Found this in the margins of a medieval manuscript.
This is a very charming illustration and I do approve of Accidental Latin, but unfortunately, that is not what this (Fake) Accidental Latin actually says. Google Translate seems to think "temu" is identical to "timor" (infinitive, "to fear"), which would then be conjugated in first-person singular as "timeo" ("I fear"). "Temu" is not a word in Latin. So that is a very weird leap on Google Translate's part to turn gibberish into... something vaguely etymologically similar sounding? Hmm.
Next, "die" does mean "day," though nominative singular is "dies," i.e. "dies irae." It could be conjugated "die" if it was in ablative or locative case, but "die ad die" would mean something more like "day to day." "Ad" is in a "to" direction and "ab" is from, i.e. "ab urbis," and ablative case is used to indicate the movement of a thing. In short, "by" is not really a way to translate "ad"; we might want "per" here? (Through, by means of, etc.)

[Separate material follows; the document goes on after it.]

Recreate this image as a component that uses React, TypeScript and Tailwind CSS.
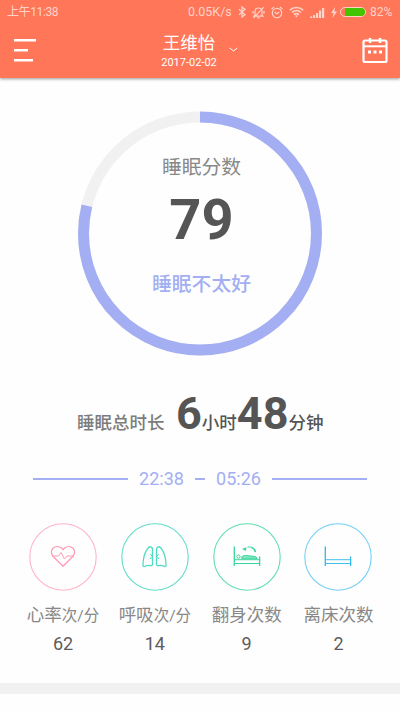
import type { ReactNode } from "react";

function StatusBar() {
  return (
    <div className="flex h-[23px] items-center pl-[7px] pr-[7px] pt-[1px] text-[12.5px] leading-[22px] text-[#ffd3c9]">
      <span className="text-[12px] tracking-[-0.4px]">上午11:38</span>
      <span className="ml-auto w-[44px] whitespace-nowrap">0.05K/s</span>
      <svg className="ml-[6px]" width="8" height="12" viewBox="0 0 8 12" fill="none" stroke="currentColor" strokeWidth="1.3">
        <path d="M1 3.2l6 5.4L4 11V1l3 2.4L1 8.8" />
      </svg>
      <svg className="ml-[6px]" width="13" height="13" viewBox="0 0 13 13" fill="none" stroke="currentColor" strokeWidth="1.2">
        <path d="M3 9.2V5.6C3 3.3 4.5 2 6.5 2S10 3.3 10 5.6v3.6l1 1H2zM5.3 11.8h2.4M1.5 12L11.8 1.2M1 5v2.5M12 5v2.5" />
      </svg>
      <svg className="ml-[6px]" width="12" height="13" viewBox="0 0 12 13" fill="none" stroke="currentColor" strokeWidth="1.2">
        <circle cx="6" cy="7" r="4.7" />
        <path d="M.6 3L3 1M11.4 3L9 1M3.7 6l2.3 1.7L8.2 6" />
      </svg>
      <svg className="ml-[6px]" width="15" height="12" viewBox="0 0 15 12" fill="none" stroke="currentColor" strokeWidth="1.6">
        <path d="M.8 4.2c4-3.6 9.4-3.6 13.4 0M3 6.5c2.7-2.4 6.3-2.4 9 0M5 8.7c1.5-1.3 3.5-1.3 5 0" />
        <path d="M7.5 11.5L5.8 9.6h3.4z" fill="currentColor" stroke="none" />
      </svg>
      <svg className="ml-[6px]" width="15" height="11" viewBox="0 0 15 11" fill="currentColor">
        <path d="M0 9.5h2.2V11H0zM3 8h2.2v3H3zM6 6h2.2v5H6zM9 3.5h2.2V11H9zM12 1h2.2v10H12z" />
      </svg>
      <svg className="ml-[6px]" width="6" height="11" viewBox="0 0 6 11" fill="currentColor">
        <path d="M4 0L0 6h2.500L1.500 11 6 4.500H3.400z" />
      </svg>
      <div className="ml-[3px] flex h-[10px] w-[26px] justify-end rounded-full border border-[#ffd3c9] pl-[4px]">
        <div className="h-full w-full rounded-r-full bg-[#43c400]" />
      </div>
      <span className="ml-[4px] w-[23px] whitespace-nowrap text-[12px]">82%</span>
    </div>
  );
}

function Header() {
  return (
    <header className="h-[78px] bg-[#ff7659] shadow-[0_1px_3px_rgba(0,0,0,0.4)]">
      <StatusBar />
      <div className="flex h-[55px] items-start pl-[14px] pr-[12px] text-white">
        <svg className="mt-[15px]" width="24" height="25" viewBox="0 0 24 25" fill="currentColor">
          <path d="M0 1h22v2.6H0zM0 11h14v2.6H0zM0 21h19v2.6H0z" />
        </svg>
        <div className="ml-[122px] flex items-start">
          <div className="flex w-[58px] flex-col items-center whitespace-nowrap pt-[9px]">
            <span className="text-[17.5px] leading-[22px]">王维怡</span>
            <span className="mt-[1px] text-[11px] leading-[16px]">2017-02-02</span>
          </div>
          <svg className="ml-[11px] mt-[24px]" width="9" height="6" viewBox="0 0 9 6" fill="none" stroke="currentColor" strokeWidth="1">
            <path d="M.7 1l3.8 3L8.3 1" />
          </svg>
        </div>
        <svg className="ml-auto mt-[14px]" width="26" height="27" viewBox="0 0 26 27" fill="none" stroke="currentColor">
          <rect x="1.5" y="3.5" width="23" height="21.5" rx="1.5" strokeWidth="2.2" />
          <path d="M1.5 9.3h23" strokeWidth="2" />
          <path d="M8 1v5M18 1v5" strokeWidth="2.6" />
          <path d="M6 15h3M11.5 15h3M17 15h3" strokeWidth="3" />
        </svg>
      </div>
    </header>
  );
}

function ScoreRing() {
  const radius = 116.5;
  const length = 2 * Math.PI * radius;
  return (
    <div className="mx-auto mt-[33px] grid h-[245px] w-[246px]">
      <svg className="col-start-1 row-start-1" width="246" height="245" viewBox="0 0 246 245" fill="none" strokeWidth="11">
        <circle cx="123" cy="122.5" r={radius} stroke="#f1f1f1" />
        <circle
          cx="123"
          cy="122.5"
          r={radius}
          stroke="#a3aff2"
          strokeDasharray={`${length * 0.788} ${length}`}
          transform="rotate(-90 123 122.5)"
        />
      </svg>
      <div className="col-start-1 row-start-1 flex flex-col items-center pl-[3px] pt-[42px]">
        <span className="text-[19.8px] leading-[30px] text-[#888]">睡眠分数</span>
        <span className="mt-[7px] text-[56px] font-bold leading-[60px] text-[#555]">79</span>
        <span className="mt-[20px] text-[19.8px] font-medium leading-[30px] text-[#a3aff2]">睡眠不太好</span>
      </div>
    </div>
  );
}

function Duration() {
  return (
    <div className="mt-[32px] flex h-[52px] items-baseline whitespace-nowrap pl-[77px] text-[17.5px] font-medium leading-[52px] text-[#555]">
      <span className="w-[99px] text-[#7c7c7c]">睡眠总时长</span>
      <span className="text-[45px] font-bold">6</span>
      <span>小时</span>
      <span className="text-[45px] font-bold">48</span>
      <span>分钟</span>
    </div>
  );
}

function TimeRange() {
  return (
    <div className="mt-[27px] flex h-[24px] items-center justify-center text-[18px] leading-[24px] text-[#a3aff2]">
      <div className="h-[1.5px] w-[95px] bg-[#a3aff2]" />
      <span className="w-[67px] text-center">22:38</span>
      <div className="h-[1.5px] w-[10px] bg-[#a3aff2]" />
      <span className="w-[67px] text-center">05:26</span>
      <div className="h-[1.5px] w-[95px] bg-[#a3aff2]" />
    </div>
  );
}

function Heart() {
  return (
    <g stroke="#ff9bb4">
      <path d="M34 43.3L24.2 33.5c-3-3.3-2-7.3.8-9 3-1.7 6.8-.8 9 2 2.2-2.8 6-3.7 9-2 2.8 1.7 3.8 5.7.8 9z" />
      <path d="M23 33h6.5l2.5-3.5 3.5 6.5 2.5-3H45" strokeWidth="1" />
    </g>
  );
}

function Lungs() {
  return (
    <g stroke="#4fdcc3">
      <path d="M31.5 41.5V27c0-3.8-2.8-4.3-5-1.3C23.5 30 22 36 22 42.5c0 1.5 1.5 1.5 3 .3 2-1.2 6.5 1 6.5-1.3zM35.5 41.5V27c0-3.8 2.8-4.3 5-1.3C43.5 30 45 36 45 42.5c0 1.5-1.5 1.5-3 .3-2-1.2-6.5 1-6.5-1.3z" />
      <path d="M31 33.5l-2 2.5M31 33l-1.5-2M36 33.5l2 2.5M36 33l1.5-2" strokeWidth="1" />
    </g>
  );
}

function TurningBed() {
  return (
    <g stroke="#38d59b">
      <path d="M21.3 23.5V43M46.6 33.5V43" />
      <path d="M22 36.7h25M22 40.5h25" strokeWidth="1" />
      <circle cx="25.5" cy="33.6" r="1.6" strokeWidth="1" />
      <path d="M28.5 35.3l.8-2c2-1 4-.8 6.5-.5l6.5.8 2 1.7z" strokeWidth="1" fill="#8ee9c6" />
      <path d="M34.500 24.200c1.200-.4 2.400-.3 3.500 0" strokeWidth="1" />
      <path d="M38.300 24.200c2.300.7 3.700 2.500 4.200 5" strokeWidth="1.600" />
      <path d="M29 26l4.300-1.800-.3 3.800z" fill="#38d59b" stroke="none" />
    </g>
  );
}

function Bed() {
  return (
    <g stroke="#2fb8ea">
      <path d="M21.3 23.5V43M46.6 33.5V43" />
      <path d="M22 36.7h25M22 40.5h25" strokeWidth=".9" />
    </g>
  );
}

interface MetricProps {
  ring: string;
  icon: ReactNode;
  label: string;
  unit?: string;
  value: number;
}

function Metric({ ring, icon, label, unit, value }: MetricProps) {
  return (
    <div className="flex w-[74px] flex-col items-center whitespace-nowrap">
      <svg width="68" height="68" viewBox="0 0 68 68" fill="none" strokeWidth="1.3" strokeLinejoin="round">
        <circle cx="34" cy="34" r="33.2" stroke={ring} strokeWidth="1.1" />
        {icon}
      </svg>
      <div className="mt-[11px] h-[26px] text-[17.5px] leading-[26px] text-[#888]">
        {label}
        {unit && <span className="text-[15.5px]">{unit}</span>}
      </div>
      <span className="mt-[4px] text-[18px] leading-[24px] text-[#5c5c5c]">{value}</span>
    </div>
  );
}

export default function App() {
  return (
    <div className="flex h-[711px] w-[400px] flex-col overflow-hidden bg-[#fefefe] font-[Roboto,'Noto_Sans_CJK_SC',sans-serif]">
      <Header />
      <ScoreRing />
      <Duration />
      <TimeRange />
      <div className="mt-[32px] flex justify-between pl-[26px] pr-[24.5px]">
        <Metric ring="#ffb4c7" icon={<Heart />} label="心率" unit="次/分" value={62} />
        <Metric ring="#62dec9" icon={<Lungs />} label="呼吸" unit="次/分" value={14} />
        <Metric ring="#5fdeac" icon={<TurningBed />} label="翻身次数" value={9} />
        <Metric ring="#72cff7" icon={<Bed />} label="离床次数" value={2} />
      </div>
      <div className="mt-[27px] h-[11px] bg-[#f1f1f1]" />
    </div>
  );
}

Not to mention, it would be weird to put one "die" at the start and another at the end The verb also usually goes at the end in Latin sentences, just for that extra bit of fun. So yes, in short, this is not actually Latin, and Google Translate is very bad at Latin in particular. Nonetheless, still charming.
@theshitpostcalligrapher
Agree, @qqueenofhades, except on the matter of breaking “die ad die” apart. It’s a common structure in poetic and oratorical Latin to jam one phrase in the middle of another. I can’t think of an example exactly parallel to this construction, but I could believe a Roman poet would write it!
Ah, that is true. My Latin is of the reading-medieval-documents (particularly charters and/or chronicles) variety, where the sentence and usage structures are often more formulaic and there is less poetic license to move words around. There is obviously far less fixity for word order in Latin, since the conjugations explain how they grammatically relate to each other rather than placement in the sentence. (Coincidentally, this is why I used to say that the best feeling in the world was walking past a Latin classroom and not having to go inside it. Ahem.)
So yes: true that poetical Latin might be more at liberty to split the "die"-s up that far, though "timeo" (verb) is still more likely in most cases to go at the end, which would place them together anyway ("die ad die timeo," "day to day I fear" if translated in strict word order, which would make sense to an English speaker and sound more poetic anyway). Keep in mind, however, that my Latin is a) fairly rusty and b) mostly used for said formulaic legal document reading rather than freeform verse, so don't super-hard quote me on this.
I saw that ablative “die” and that final -u on “temu” and thought of the ablative supine (as in “mirabile dictu”) but as you observe, there isn’t a verb that “temu” could be, and then also, the ablative supine requires an adjective, as far as I know.
But perhaps “temu” is a hapax legomenon (in which case we would need the rest of the text to gloss it) or a scribal error for temeratu, from temero, “I defile or disgrace”. In that case, and in true Tumblr form, I might translate it as “daily I disgrace, in the manner of the day”, with some errors attributable to the scribe.
....oh my god. You might be a genius. Because what else does Tumblr do but daily disgrace [itself, oneself, and/or numerous others] in the manner of the day, and make numerous scribal errors.